**What to produce**
Return all of the data exactly as written, without the pictures.

**Source excerpt**
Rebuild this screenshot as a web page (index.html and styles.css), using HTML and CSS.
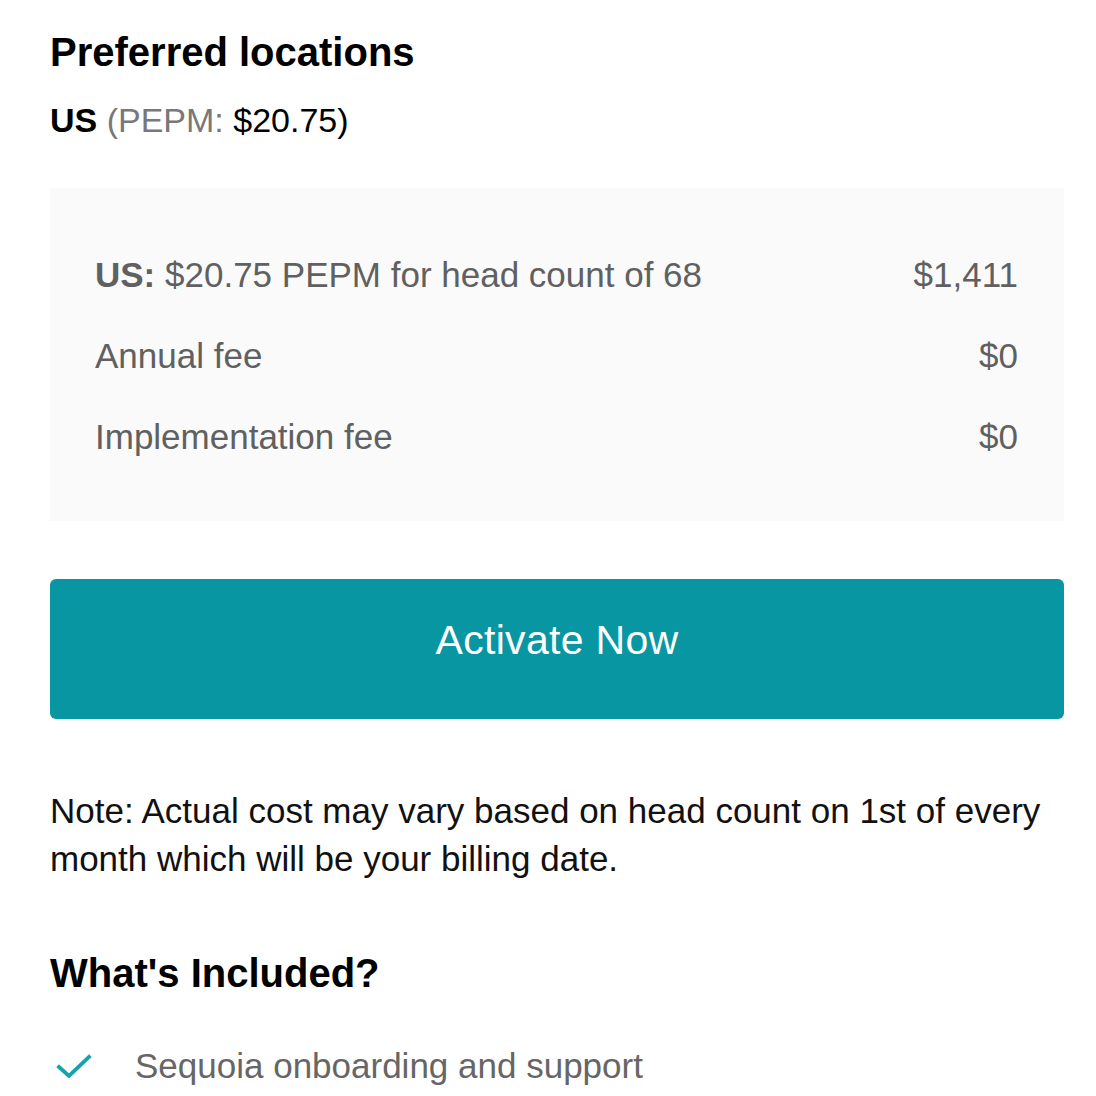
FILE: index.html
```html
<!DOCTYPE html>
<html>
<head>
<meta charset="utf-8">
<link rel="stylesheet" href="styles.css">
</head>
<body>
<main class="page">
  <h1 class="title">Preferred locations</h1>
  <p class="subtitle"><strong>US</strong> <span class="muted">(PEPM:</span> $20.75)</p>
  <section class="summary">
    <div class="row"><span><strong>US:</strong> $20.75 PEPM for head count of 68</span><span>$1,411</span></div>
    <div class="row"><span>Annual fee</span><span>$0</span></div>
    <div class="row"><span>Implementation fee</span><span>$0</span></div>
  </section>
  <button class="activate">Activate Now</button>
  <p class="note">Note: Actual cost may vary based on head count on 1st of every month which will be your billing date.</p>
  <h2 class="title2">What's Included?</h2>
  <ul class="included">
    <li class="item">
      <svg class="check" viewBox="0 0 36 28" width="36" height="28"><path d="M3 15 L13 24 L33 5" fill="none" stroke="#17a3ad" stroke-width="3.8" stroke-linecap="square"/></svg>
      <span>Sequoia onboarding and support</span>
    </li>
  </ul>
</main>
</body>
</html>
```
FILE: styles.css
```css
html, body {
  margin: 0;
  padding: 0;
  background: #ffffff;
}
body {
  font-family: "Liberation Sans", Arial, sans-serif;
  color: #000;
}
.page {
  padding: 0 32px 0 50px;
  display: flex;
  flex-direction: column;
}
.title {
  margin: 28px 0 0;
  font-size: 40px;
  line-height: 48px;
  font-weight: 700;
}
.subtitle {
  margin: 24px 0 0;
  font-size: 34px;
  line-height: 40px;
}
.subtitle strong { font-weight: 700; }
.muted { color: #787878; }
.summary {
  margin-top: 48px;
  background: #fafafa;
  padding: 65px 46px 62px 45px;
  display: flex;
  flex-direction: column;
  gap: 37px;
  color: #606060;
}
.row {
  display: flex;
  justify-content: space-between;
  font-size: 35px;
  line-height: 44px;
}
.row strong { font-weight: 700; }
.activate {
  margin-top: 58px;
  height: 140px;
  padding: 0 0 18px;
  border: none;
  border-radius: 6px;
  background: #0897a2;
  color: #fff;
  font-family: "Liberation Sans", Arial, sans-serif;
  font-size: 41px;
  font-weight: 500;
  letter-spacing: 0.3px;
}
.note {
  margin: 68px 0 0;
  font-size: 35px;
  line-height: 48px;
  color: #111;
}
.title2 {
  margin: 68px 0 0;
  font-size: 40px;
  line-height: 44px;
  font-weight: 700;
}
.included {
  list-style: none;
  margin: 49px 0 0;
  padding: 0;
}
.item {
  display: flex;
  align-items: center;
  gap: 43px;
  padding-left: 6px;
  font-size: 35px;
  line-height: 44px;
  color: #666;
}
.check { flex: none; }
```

**Output**
Rebuild this screenshot as a web page (index.html and styles.css), using HTML and CSS.
FILE: index.html
```html
<!DOCTYPE html>
<html>
<head>
<meta charset="utf-8">
<link rel="stylesheet" href="styles.css">
</head>
<body>
<main class="page">
  <h1 class="title">Preferred locations</h1>
  <p class="subtitle"><strong>US</strong> <span class="muted">(PEPM:</span> $20.75)</p>
  <section class="summary">
    <div class="row"><span><strong>US:</strong> $20.75 PEPM for head count of 68</span><span>$1,411</span></div>
    <div class="row"><span>Annual fee</span><span>$0</span></div>
    <div class="row"><span>Implementation fee</span><span>$0</span></div>
  </section>
  <button class="activate">Activate Now</button>
  <p class="note">Note: Actual cost may vary based on head count on 1st of every month which will be your billing date.</p>
  <h2 class="title2">What's Included?</h2>
  <ul class="included">
    <li class="item">
      <svg class="check" viewBox="0 0 36 28" width="36" height="28"><path d="M3 15 L13 24 L33 5" fill="none" stroke="#17a3ad" stroke-width="3.8" stroke-linecap="square"/></svg>
      <span>Sequoia onboarding and support</span>
    </li>
  </ul>
</main>
</body>
</html>
```
FILE: styles.css
```css
html, body {
  margin: 0;
  padding: 0;
  background: #ffffff;
}
body {
  font-family: "Liberation Sans", Arial, sans-serif;
  color: #000;
}
.page {
  padding: 0 32px 0 50px;
  display: flex;
  flex-direction: column;
}
.title {
  margin: 28px 0 0;
  font-size: 40px;
  line-height: 48px;
  font-weight: 700;
}
.subtitle {
  margin: 24px 0 0;
  font-size: 34px;
  line-height: 40px;
}
.subtitle strong { font-weight: 700; }
.muted { color: #787878; }
.summary {
  margin-top: 48px;
  background: #fafafa;
  padding: 65px 46px 62px 45px;
  display: flex;
  flex-direction: column;
  gap: 37px;
  color: #606060;
}
.row {
  display: flex;
  justify-content: space-between;
  font-size: 35px;
  line-height: 44px;
}
.row strong { font-weight: 700; }
.activate {
  margin-top: 58px;
  height: 140px;
  padding: 0 0 18px;
  border: none;
  border-radius: 6px;
  background: #0897a2;
  color: #fff;
  font-family: "Liberation Sans", Arial, sans-serif;
  font-size: 41px;
  font-weight: 500;
  letter-spacing: 0.3px;
}
.note {
  margin: 68px 0 0;
  font-size: 35px;
  line-height: 48px;
  color: #111;
}
.title2 {
  margin: 68px 0 0;
  font-size: 40px;
  line-height: 44px;
  font-weight: 700;
}
.included {
  list-style: none;
  margin: 49px 0 0;
  padding: 0;
}
.item {
  display: flex;
  align-items: center;
  gap: 43px;
  padding-left: 6px;
  font-size: 35px;
  line-height: 44px;
  color: #666;
}
.check { flex: none; }
```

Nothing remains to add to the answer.